Start of Source data

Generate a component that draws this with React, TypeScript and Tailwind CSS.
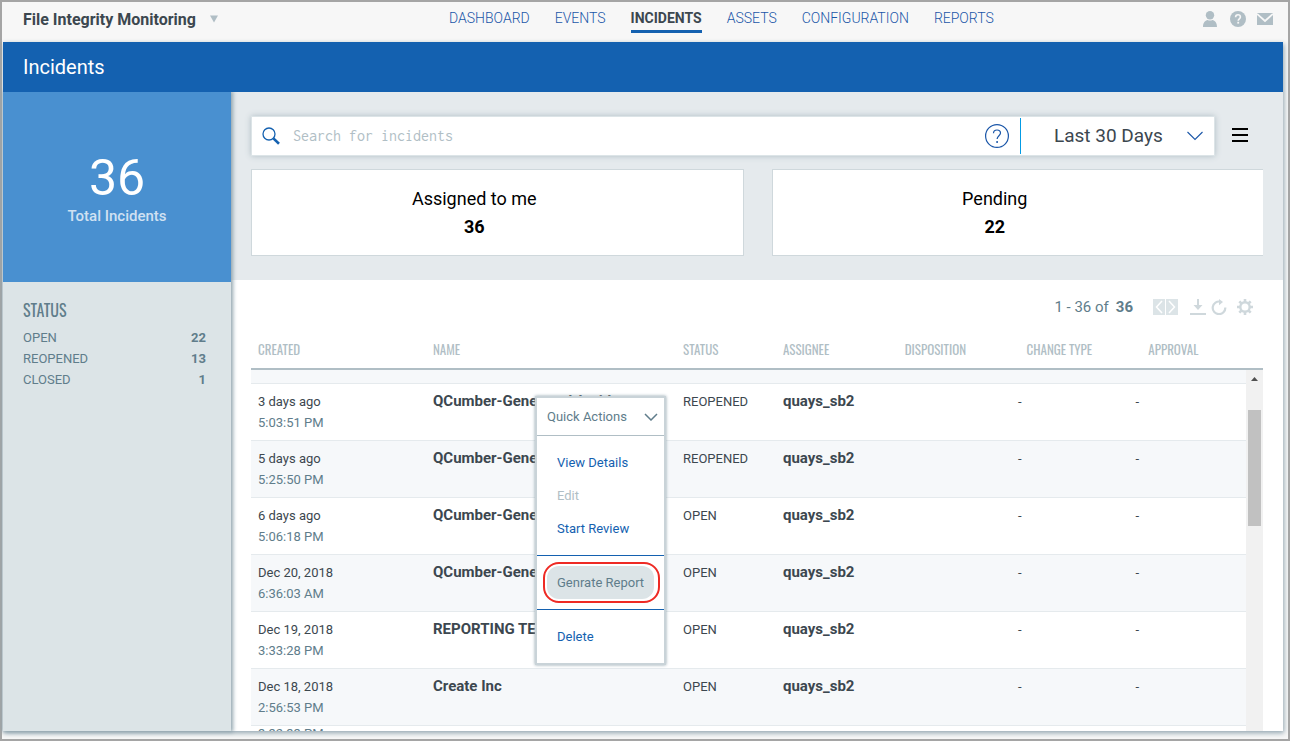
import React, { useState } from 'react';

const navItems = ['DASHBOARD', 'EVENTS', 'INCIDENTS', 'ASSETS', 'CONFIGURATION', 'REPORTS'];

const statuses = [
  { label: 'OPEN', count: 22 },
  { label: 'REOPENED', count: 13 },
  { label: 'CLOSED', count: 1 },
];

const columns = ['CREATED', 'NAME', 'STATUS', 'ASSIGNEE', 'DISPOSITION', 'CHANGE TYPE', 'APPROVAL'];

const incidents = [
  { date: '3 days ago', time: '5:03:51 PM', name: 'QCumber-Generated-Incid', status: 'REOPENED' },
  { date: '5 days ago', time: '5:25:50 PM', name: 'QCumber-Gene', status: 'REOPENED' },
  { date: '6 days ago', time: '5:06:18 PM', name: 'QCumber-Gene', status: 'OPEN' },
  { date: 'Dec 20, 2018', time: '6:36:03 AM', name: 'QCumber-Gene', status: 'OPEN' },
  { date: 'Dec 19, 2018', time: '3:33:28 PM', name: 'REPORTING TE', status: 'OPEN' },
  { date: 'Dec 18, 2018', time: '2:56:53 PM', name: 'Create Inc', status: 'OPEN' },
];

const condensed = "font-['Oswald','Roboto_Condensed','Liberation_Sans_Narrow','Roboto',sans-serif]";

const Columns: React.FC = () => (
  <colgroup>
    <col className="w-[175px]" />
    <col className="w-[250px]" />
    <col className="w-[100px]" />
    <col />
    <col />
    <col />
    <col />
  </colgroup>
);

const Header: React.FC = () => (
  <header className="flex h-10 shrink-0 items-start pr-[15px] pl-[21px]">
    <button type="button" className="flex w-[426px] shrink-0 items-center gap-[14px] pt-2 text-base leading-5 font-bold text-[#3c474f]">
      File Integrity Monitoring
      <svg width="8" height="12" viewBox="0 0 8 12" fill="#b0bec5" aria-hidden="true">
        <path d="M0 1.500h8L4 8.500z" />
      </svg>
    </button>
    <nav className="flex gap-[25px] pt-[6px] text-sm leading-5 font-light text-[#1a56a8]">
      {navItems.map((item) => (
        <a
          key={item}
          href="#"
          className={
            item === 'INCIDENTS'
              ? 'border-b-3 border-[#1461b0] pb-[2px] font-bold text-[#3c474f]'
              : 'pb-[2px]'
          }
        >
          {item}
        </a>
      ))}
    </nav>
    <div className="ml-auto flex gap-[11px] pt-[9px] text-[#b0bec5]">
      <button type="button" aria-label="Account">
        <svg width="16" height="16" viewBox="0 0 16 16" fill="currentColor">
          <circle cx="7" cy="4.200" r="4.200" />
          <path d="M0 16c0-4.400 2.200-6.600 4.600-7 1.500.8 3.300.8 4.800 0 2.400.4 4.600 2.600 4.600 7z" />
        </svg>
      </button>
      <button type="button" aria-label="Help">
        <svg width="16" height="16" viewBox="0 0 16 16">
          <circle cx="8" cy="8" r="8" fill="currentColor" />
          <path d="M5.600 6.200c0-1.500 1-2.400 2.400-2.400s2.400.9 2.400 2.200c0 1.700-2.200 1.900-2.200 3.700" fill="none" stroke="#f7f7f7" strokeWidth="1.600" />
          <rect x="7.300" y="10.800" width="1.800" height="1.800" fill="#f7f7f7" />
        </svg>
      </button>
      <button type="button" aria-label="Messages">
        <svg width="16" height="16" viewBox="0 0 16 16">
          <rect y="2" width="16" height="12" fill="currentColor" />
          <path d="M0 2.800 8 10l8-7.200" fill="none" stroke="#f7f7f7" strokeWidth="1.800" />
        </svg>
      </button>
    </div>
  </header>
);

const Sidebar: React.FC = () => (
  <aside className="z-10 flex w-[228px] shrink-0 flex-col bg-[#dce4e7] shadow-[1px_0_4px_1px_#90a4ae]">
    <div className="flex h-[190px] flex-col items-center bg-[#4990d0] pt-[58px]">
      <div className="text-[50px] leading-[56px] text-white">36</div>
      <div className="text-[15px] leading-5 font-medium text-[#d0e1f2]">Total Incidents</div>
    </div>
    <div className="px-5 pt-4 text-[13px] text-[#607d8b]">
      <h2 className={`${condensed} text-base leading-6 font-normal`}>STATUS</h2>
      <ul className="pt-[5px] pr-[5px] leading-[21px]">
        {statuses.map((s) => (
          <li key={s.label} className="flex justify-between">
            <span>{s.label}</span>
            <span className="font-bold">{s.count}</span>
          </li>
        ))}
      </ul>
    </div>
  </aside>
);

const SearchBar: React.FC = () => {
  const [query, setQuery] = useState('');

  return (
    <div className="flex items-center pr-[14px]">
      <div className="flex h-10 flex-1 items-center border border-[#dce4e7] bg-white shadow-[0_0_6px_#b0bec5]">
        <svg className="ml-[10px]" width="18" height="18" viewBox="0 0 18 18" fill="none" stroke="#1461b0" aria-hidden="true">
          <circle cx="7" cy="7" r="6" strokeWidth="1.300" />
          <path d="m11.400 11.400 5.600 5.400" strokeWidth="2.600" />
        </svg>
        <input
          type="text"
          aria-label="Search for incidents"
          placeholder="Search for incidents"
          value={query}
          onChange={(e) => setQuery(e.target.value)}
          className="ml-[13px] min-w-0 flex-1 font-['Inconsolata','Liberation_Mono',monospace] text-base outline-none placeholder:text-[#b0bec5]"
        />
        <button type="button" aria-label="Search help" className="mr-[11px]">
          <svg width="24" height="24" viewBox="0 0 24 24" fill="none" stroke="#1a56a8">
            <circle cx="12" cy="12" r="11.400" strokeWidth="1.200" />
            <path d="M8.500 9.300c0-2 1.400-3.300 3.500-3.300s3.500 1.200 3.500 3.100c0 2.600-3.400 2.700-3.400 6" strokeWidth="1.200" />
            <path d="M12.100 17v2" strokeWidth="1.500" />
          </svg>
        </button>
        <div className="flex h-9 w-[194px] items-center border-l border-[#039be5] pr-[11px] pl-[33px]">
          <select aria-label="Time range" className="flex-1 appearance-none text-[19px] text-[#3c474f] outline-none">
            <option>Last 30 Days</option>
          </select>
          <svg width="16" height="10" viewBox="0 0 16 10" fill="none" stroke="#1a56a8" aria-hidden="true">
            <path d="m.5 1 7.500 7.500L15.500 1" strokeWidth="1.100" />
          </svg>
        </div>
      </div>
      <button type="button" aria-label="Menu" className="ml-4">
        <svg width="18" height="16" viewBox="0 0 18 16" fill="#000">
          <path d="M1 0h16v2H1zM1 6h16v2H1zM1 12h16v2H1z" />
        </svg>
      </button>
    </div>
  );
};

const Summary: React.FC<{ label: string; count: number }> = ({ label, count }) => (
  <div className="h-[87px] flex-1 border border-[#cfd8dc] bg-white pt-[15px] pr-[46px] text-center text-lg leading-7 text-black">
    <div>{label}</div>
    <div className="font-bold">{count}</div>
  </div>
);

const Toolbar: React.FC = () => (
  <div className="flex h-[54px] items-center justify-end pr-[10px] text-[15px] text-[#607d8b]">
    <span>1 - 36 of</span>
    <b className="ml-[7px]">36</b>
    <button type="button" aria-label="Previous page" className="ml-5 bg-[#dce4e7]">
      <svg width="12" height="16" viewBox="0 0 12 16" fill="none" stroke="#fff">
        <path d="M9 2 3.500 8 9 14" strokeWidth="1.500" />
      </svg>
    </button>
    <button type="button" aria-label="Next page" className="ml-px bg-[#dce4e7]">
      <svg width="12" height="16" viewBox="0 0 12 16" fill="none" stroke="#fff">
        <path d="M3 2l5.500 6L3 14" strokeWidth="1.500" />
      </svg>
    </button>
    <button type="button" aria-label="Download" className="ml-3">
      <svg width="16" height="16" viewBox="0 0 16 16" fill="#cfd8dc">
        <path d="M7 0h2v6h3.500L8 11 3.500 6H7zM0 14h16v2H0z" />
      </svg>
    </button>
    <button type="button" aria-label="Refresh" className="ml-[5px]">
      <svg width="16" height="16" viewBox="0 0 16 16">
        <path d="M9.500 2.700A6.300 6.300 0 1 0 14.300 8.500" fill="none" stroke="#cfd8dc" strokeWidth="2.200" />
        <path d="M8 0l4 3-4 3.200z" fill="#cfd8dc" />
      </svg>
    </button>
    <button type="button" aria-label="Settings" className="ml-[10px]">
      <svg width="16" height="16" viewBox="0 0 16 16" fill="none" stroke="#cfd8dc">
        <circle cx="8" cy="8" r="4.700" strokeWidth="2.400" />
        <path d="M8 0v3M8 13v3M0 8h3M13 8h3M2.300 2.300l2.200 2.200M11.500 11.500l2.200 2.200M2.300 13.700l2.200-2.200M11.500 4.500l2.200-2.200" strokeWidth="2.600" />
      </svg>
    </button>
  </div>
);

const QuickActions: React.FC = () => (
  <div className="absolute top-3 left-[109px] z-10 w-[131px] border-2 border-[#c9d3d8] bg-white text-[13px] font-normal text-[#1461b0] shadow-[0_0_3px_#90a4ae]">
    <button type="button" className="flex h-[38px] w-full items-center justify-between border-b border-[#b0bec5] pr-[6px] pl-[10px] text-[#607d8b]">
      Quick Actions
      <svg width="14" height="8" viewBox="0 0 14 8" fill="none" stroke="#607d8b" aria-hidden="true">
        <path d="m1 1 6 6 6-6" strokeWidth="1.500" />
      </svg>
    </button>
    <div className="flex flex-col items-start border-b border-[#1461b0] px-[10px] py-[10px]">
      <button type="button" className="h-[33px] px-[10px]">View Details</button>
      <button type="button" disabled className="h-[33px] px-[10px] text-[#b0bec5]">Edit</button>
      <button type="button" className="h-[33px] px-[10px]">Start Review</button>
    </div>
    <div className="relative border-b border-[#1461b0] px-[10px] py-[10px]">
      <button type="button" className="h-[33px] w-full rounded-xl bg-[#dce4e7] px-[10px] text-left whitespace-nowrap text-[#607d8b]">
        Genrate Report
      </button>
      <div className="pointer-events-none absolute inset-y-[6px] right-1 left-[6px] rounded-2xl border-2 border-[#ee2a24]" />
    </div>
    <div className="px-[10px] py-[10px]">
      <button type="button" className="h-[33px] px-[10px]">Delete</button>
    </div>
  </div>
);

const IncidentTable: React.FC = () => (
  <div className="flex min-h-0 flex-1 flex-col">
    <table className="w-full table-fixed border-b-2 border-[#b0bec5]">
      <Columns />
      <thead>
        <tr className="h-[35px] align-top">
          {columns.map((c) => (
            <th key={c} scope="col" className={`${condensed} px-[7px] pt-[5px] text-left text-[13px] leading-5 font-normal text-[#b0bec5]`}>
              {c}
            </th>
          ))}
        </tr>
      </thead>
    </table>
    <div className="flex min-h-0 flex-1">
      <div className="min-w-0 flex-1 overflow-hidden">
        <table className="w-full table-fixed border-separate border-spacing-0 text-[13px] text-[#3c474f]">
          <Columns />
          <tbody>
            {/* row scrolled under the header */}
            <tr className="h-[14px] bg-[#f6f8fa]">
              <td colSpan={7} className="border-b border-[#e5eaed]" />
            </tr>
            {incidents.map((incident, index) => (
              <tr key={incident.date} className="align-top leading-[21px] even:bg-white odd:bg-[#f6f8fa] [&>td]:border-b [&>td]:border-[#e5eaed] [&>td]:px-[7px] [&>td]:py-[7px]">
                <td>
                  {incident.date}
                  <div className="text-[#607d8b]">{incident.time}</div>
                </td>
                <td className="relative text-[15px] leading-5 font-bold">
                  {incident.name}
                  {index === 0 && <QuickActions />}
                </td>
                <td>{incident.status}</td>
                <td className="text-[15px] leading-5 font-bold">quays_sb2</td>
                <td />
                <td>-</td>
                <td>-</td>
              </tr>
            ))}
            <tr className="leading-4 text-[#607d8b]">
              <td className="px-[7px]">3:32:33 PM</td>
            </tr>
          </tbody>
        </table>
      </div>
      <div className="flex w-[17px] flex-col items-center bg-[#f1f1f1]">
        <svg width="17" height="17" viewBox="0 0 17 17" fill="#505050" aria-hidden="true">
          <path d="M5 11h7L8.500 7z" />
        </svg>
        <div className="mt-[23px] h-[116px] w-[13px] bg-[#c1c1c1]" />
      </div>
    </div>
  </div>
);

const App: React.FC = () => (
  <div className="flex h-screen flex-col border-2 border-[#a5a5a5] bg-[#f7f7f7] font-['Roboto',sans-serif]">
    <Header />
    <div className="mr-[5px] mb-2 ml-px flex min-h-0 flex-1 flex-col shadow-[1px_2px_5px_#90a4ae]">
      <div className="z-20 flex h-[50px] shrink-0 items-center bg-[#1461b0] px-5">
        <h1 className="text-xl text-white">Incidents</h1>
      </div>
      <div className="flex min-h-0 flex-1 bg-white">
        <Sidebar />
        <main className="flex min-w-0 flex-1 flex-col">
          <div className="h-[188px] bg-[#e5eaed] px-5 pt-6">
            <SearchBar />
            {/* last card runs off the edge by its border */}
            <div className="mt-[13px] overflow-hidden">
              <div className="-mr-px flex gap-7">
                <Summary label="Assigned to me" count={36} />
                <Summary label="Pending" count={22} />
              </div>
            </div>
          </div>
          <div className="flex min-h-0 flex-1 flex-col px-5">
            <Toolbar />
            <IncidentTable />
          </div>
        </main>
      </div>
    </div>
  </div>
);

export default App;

End of Source data

- Exercise prompt
With all pictures left out, please transcribe exactly the lines from the start of the material through the line with "['CREATED', 'NAME', 'STATUS', 'ASSIGNEE', 'DISPOSITION', 'CHANGE".

- Correct response
Generate a component that draws this with React, TypeScript and Tailwind CSS.
import React, { useState } from 'react';

const navItems = ['DASHBOARD', 'EVENTS', 'INCIDENTS', 'ASSETS', 'CONFIGURATION', 'REPORTS'];

const statuses = [
  { label: 'OPEN', count: 22 },
  { label: 'REOPENED', count: 13 },
  { label: 'CLOSED', count: 1 },
];

const columns = ['CREATED', 'NAME', 'STATUS', 'ASSIGNEE', 'DISPOSITION', 'CHANGE TYPE', 'APPROVAL'];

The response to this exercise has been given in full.